Edition: Granada, 1984 (Buy from Amazon)
Review number: 1132
Foundation's Edge was the first science fiction novel Asimov had written for a decade, most of which he had spent concentrating on non-fiction. It had a mixed reception, composed on the one hand of the desire to extend a welcome to an old friend long absent (which brought it the Hugo award for 1983), and on the other of the feeling that it was a sequel which failed to live up to the classic Foundation trilogy which it follows.
Reading Foundation's Edge now, after the fuss has died down, and doing so just after revisiting the original trilogy, I am more inclined to the former view, changing my mind after first acquaintance twenty years ago. This is because the earlier books have now come to seem dated, like a lot of Asimov's early fiction.

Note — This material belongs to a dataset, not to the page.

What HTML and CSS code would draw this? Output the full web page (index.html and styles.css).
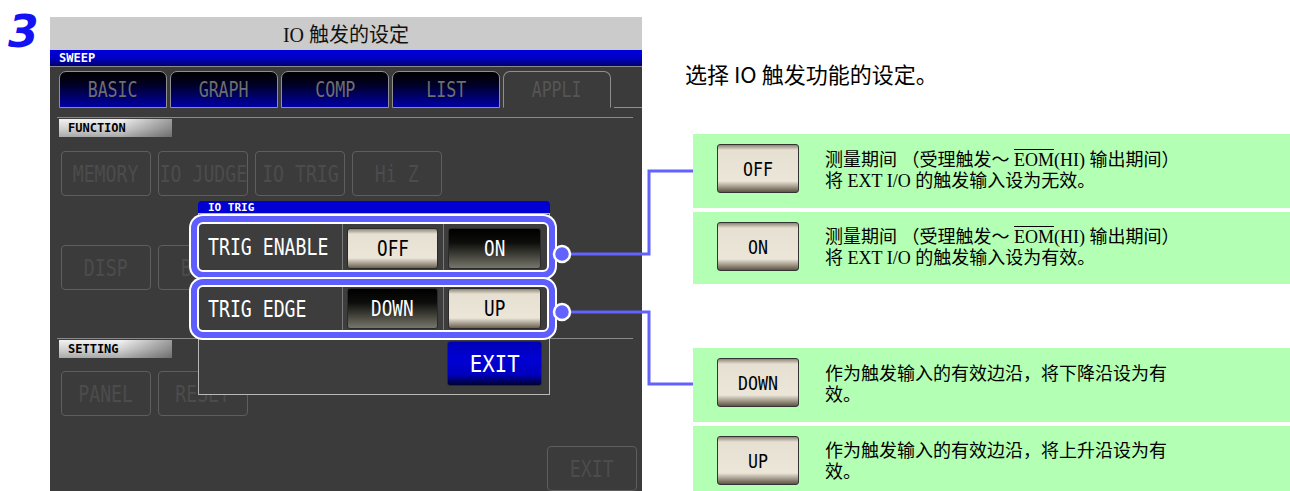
FILE: index.html
```html
<!DOCTYPE html>
<html>
  <head>
    <title>IO 触发的设定</title>
    <meta charset="UTF-8"/>
    <link rel="stylesheet" href="styles.css">
  </head>
  <body>
    <div class="page">
      <div class="step">3</div>

      <div class="screen">
        <div class="title">IO 触发的设定</div>
        <div class="mode">SWEEP</div>
        <div class="tabs">
          <div class="tab"><span class="t">BASIC</span></div>
          <div class="tab"><span class="t">GRAPH</span></div>
          <div class="tab"><span class="t">COMP</span></div>
          <div class="tab"><span class="t">LIST</span></div>
          <div class="tab active"><span class="t">APPLI</span></div>
          <div class="tab-fill"></div>
        </div>

        <div class="group">
          <div class="group-label">FUNCTION</div>
          <div class="keys">
            <div class="key"><span class="t">MEMORY</span></div>
            <div class="key"><span class="t">IO JUDGE</span></div>
            <div class="key"><span class="t">IO TRIG</span></div>
            <div class="key"><span class="t">Hi Z</span></div>
            <div class="key"><span class="t">DISP</span></div>
            <div class="key"><span class="t">BEEP</span></div>
          </div>
        </div>

        <div class="group setting">
          <div class="group-label">SETTING</div>
          <div class="keys">
            <div class="key"><span class="t">PANEL</span></div>
            <div class="key"><span class="t">RESET</span></div>
          </div>
        </div>

        <div class="exit-row">
          <div class="key"><span class="t">EXIT</span></div>
        </div>

        <!-- popup window over the menu -->
        <div class="dialog">
          <div class="dlg-head">IO TRIG</div>
          <div class="dlg-body">
            <div class="row first">
              <div class="row-name"><span class="t">TRIG ENABLE</span></div>
              <div class="row-cell"><div class="sw lit"><span class="t">OFF</span></div></div>
              <div class="row-cell wide"><div class="sw dark"><span class="t">ON</span></div></div>
            </div>
            <div class="row second">
              <div class="row-name"><span class="t">TRIG EDGE</span></div>
              <div class="row-cell"><div class="sw dark"><span class="t">DOWN</span></div></div>
              <div class="row-cell wide"><div class="sw lit"><span class="t">UP</span></div></div>
            </div>
            <div class="dlg-foot">
              <div class="sw blue"><span class="t">EXIT</span></div>
            </div>
          </div>
        </div>
      </div>

      <div class="notes">
        <p class="lead">选择 IO 触发功能的设定。</p>
        <div class="note-group">
          <div class="note">
            <div class="pic"><span class="t">OFF</span></div>
            <p>测量期间 （受理触发～ <span class="ovl">EOM</span>(HI) 输出期间）<br>将 EXT I/O 的触发输入设为无效。</p>
          </div>
          <div class="note short">
            <div class="pic"><span class="t">ON</span></div>
            <p>测量期间 （受理触发～ <span class="ovl">EOM</span>(HI) 输出期间）<br>将 EXT I/O 的触发输入设为有效。</p>
          </div>
        </div>
        <div class="note-group second">
          <div class="note">
            <div class="pic"><span class="t">DOWN</span></div>
            <p>作为触发输入的有效边沿，将下降沿设为有<br>效。</p>
          </div>
          <div class="note short">
            <div class="pic"><span class="t">UP</span></div>
            <p>作为触发输入的有效边沿，将上升沿设为有<br>效。</p>
          </div>
        </div>
      </div>

      <svg class="callouts" width="1290" height="491" viewBox="0 0 1290 491">
        <path d="M568 254 H649 V171 H693" />
        <path d="M568 312 H649 V384 H693" />
        <circle cx="562" cy="254" r="8" />
        <circle cx="562" cy="312" r="8" />
      </svg>
    </div>
  </body>
</html>
```

FILE: styles.css
```css
body {
  margin: 0;
  background-color: white;
  font-family: "Liberation Sans", "Noto Sans CJK SC", sans-serif;
}
.page {
  position: relative;
  display: flex;
  align-items: flex-start;
  width: 1290px;
  height: 491px;
  overflow: hidden;
}
.step {
  width: 50px;
  box-sizing: border-box;
  padding: 10px 0 0 8px;
  font-family: "DejaVu Sans", sans-serif;
  font-weight: bold;
  font-style: italic;
  font-size: 44px;
  line-height: 44px;
  color: #1212f2;
}

/* device lettering: narrow fixed-pitch */
.t {
  display: inline-block;
  white-space: nowrap;
  transform: scaleX(0.79);
}

/* instrument screen */
.screen {
  position: relative;
  display: flex;
  flex-direction: column;
  width: 592px;
  height: 474px;
  margin-top: 17px;
  background-color: #3b3b3b;
}
.title {
  display: flex;
  align-items: center;
  justify-content: center;
  height: 37px;
  background-color: #cbcbcb;
  color: #111;
  font-family: "Liberation Serif", "Noto Sans CJK SC", serif;
  font-size: 20px;
}
.mode {
  height: 16px;
  padding-left: 9px;
  border-bottom: 1px solid #8c8c8c;
  background: linear-gradient(#0000dc, #0000c4 50%, #00006c);
  color: white;
  font-family: "DejaVu Sans Mono", monospace;
  font-weight: bold;
  font-size: 12px;
  line-height: 16px;
}
.tabs {
  display: flex;
  gap: 3px;
  padding: 4px 0 0 9px;
}
.tab {
  display: flex;
  align-items: center;
  justify-content: center;
  width: 108px;
  height: 37px;
  box-sizing: border-box;
  border: 1px solid #8f8f8f;
  border-radius: 7px 7px 0 0;
  background: linear-gradient(#000 0%, #000024 35%, #0000a6 100%);
  color: #6e6e6e;
  font-family: "DejaVu Sans Mono", monospace;
  font-size: 21px;
}
.tab.active {
  border-bottom-color: transparent;
  background: #3b3b3b;
  color: #555;
}
.tab-fill {
  flex: 1;
  border-bottom: 1px solid #8f8f8f;
}
.group {
  margin: 9px 9px 0 7px;
  border-top: 1px solid #8a8a8a;
}
.group.setting {
  margin-top: 48px;
}
.group-label {
  width: 113px;
  height: 18px;
  margin: 1px 0 0 2px;
  padding-left: 9px;
  box-sizing: border-box;
  background: linear-gradient(to right, rgba(0,0,0,0) 55%, rgba(0,0,0,0.35)), linear-gradient(#f2f2f2, #cfcfcf 55%, #a8a8a8);
  color: black;
  font-family: "DejaVu Sans Mono", monospace;
  font-weight: bold;
  font-size: 12px;
  line-height: 18px;
}
.keys {
  display: grid;
  grid-template-columns: repeat(4, 90px);
  column-gap: 7px;
  row-gap: 49px;
  padding: 14px 0 0 4px;
}
.setting .keys {
  padding-top: 13px;
}
.key {
  display: flex;
  align-items: center;
  justify-content: center;
  width: 90px;
  height: 45px;
  box-sizing: border-box;
  border: 1px solid #5e5e5e;
  border-radius: 4px;
  color: #4c4c4c;
  font-family: "DejaVu Sans Mono", monospace;
  font-size: 23px;
}
.exit-row {
  display: flex;
  justify-content: flex-end;
  margin: 30px 5px 0 0;
}

/* IO TRIG popup */
.dialog {
  position: absolute;
  left: 148px;
  top: 184px;
  width: 352px;
}
.dlg-head {
  height: 12px;
  padding-left: 10px;
  border-radius: 4px 4px 0 0;
  background-color: #0000d2;
  color: white;
  font-family: "DejaVu Sans Mono", monospace;
  font-weight: bold;
  font-size: 11px;
  line-height: 13px;
}
.dlg-body {
  display: flex;
  flex-direction: column;
  height: 182px;
  box-sizing: border-box;
  padding-top: 8px;
  border: 1px solid #b8b8b8;
  background-color: #3d3d3d;
}
.row {
  display: flex;
  width: 352px;
  height: 50px;
  margin-left: -2px;
  box-sizing: border-box;
  border: 2px solid white;
  border-radius: 6px;
  background-color: #3d3d3d;
  box-shadow: 0 0 0 6px #5e5eff, 0 0 0 8px white;
}
.row.second {
  height: 47px;
  margin-top: 13px;
}
.row-name {
  display: flex;
  align-items: center;
  width: 143px;
  padding-left: 9px;
  box-sizing: border-box;
  color: white;
  font-family: "DejaVu Sans Mono", monospace;
  font-size: 23px;
}
.row-name .t {
  transform-origin: left center;
}
.row-cell {
  display: flex;
  width: 101px;
  box-sizing: border-box;
  padding: 4px 5px 1px 4px;
  border-left: 1px solid #7a7a7a;
}
.row.second .row-cell {
  padding-top: 1px;
}
.row-cell.wide {
  flex: 1;
  padding-right: 6px;
}
.sw {
  display: flex;
  flex: 1;
  align-items: center;
  justify-content: center;
  border: 1px solid #2a2a2a;
  border-radius: 3px;
  font-family: "DejaVu Sans Mono", monospace;
  font-size: 21px;
}
.sw .t {
  transform: scaleX(0.84);
}
.sw.lit {
  background: linear-gradient(#8e8574 0, #e6e0d2 5px, #ece6d9 calc(100% - 10px), #6a604f 100%);
  color: black;
}
.sw.dark {
  background: linear-gradient(#000 0%, #0d0d0b 35%, #76766a 100%);
  color: white;
}
.sw.blue {
  background: linear-gradient(#0000b8 0%, #0000d4 40%, #0000c0 75%, #000030 100%);
  color: white;
  font-size: 23px;
}
.sw.blue .t {
  transform: scaleX(0.9);
}
.dlg-foot {
  display: flex;
  justify-content: flex-end;
  height: 45px;
  margin: 9px 7px 0 0;
}
.dlg-foot .sw {
  flex: 0 0 93px;
}

/* explanation column */
.notes {
  flex: 1;
  padding-top: 58px;
  margin-left: 51px;
}
.lead {
  margin: 0 0 0 -8px;
  font-family: "Noto Sans CJK SC", sans-serif;
  font-size: 22px;
  line-height: 30px;
  color: black;
}
.note-group {
  display: flex;
  flex-direction: column;
  gap: 4px;
  margin-top: 46px;
}
.note-group.second {
  margin-top: 64px;
}
.note {
  display: flex;
  gap: 26px;
  height: 74px;
  padding-left: 24px;
  background-color: #b3ffb3;
}
.note.short {
  height: 72px;
}
.pic {
  display: flex;
  align-items: center;
  justify-content: center;
  flex: 0 0 82px;
  height: 49px;
  margin-top: 10px;
  box-sizing: border-box;
  border: 1px solid #333;
  border-radius: 3px;
  background: linear-gradient(#8e8574 0, #e6e0d2 5px, #ece6d9 calc(100% - 11px), #5e5443 100%);
  color: black;
  font-family: "DejaVu Sans Mono", monospace;
  font-size: 20px;
}
.pic .t {
  transform: scaleX(0.83);
}
.note p {
  align-self: center;
  margin: 0;
  font-family: "Liberation Serif", "Noto Sans CJK SC", serif;
  font-size: 18px;
  line-height: 21px;
  color: black;
}
.ovl {
  text-decoration: overline;
}

.callouts {
  position: absolute;
  left: 0;
  top: 0;
  pointer-events: none;
}
.callouts path {
  fill: none;
  stroke: #6262ff;
  stroke-width: 3;
}
.callouts circle {
  fill: #6262ff;
  stroke: white;
  stroke-width: 2.5;
}
```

Foundation's Edge is set about halfway between the creation of the Foundation and its predicted establishment of a new empire a thousand years after the fall of the old one. (This little piece of chronology makes it clear just how large a scope Asimov had left himself for a sequel.) The Mule is long defeated, and the Second Foundation has returned to obscurity, convincing the Foundation that it too has been destroyed. Seldon's plan is back on course - and this eventually provokes suspicion in both Foundations; after so great a disruption as the reign of the Mule, how can centuries old predictions suddenly become minutely valid once again? This prompts both Foundations to begin searching for whoever or whatever has caused this, and this search is what Foundation's Edge is about.
Asimov's science fiction revolves around two great ideas: the laws of robotics and the science of psychohistory. In practice, the main interest of the plots he devises using these ideas is the ways he finds to circumvent their limitations - almost all the robot stories are about attempts to bend or break the laws of robotics, and the Foundation stories are about applying the laws of psychohistory to small numbers of individuals (because novels need to have personalities in them), something explicitly forbidden by the statistics on which the rules are supposedly based. (Alternatively, he allows an individual like the Mule to overturn the predictions, using precisely the justification that it is impossible to apply psychohistory to the actions of individuals.) One of the biggest problems that the original trilogy has, it now sdeems to me, is that the tension this produces is not fully integrated into the plot; in Foundation's Edge, it is handled much more expertly, as befits a writer with thirty years' more experience.
Asimov's characterisation is generally pretty perfunctory (the most obvious exceptions being Elijah Baley and the members of the Black Widowers), but here it is rather better than usual, the personalities of those involved playing an important part in the way that the plot is resolved.
The greater maturity of the writing should ensure that Foundation's Edge dates more slowly than its predecessors (though they, of course, first appeared over four decades ago). However, it is still the idea behind the series as a whole which is of central interest, much more so than the merits of the individual novels. The sweep of galactic history and the interest of psychohistory will probably mean that the original trilogy continues to be read for some time yet.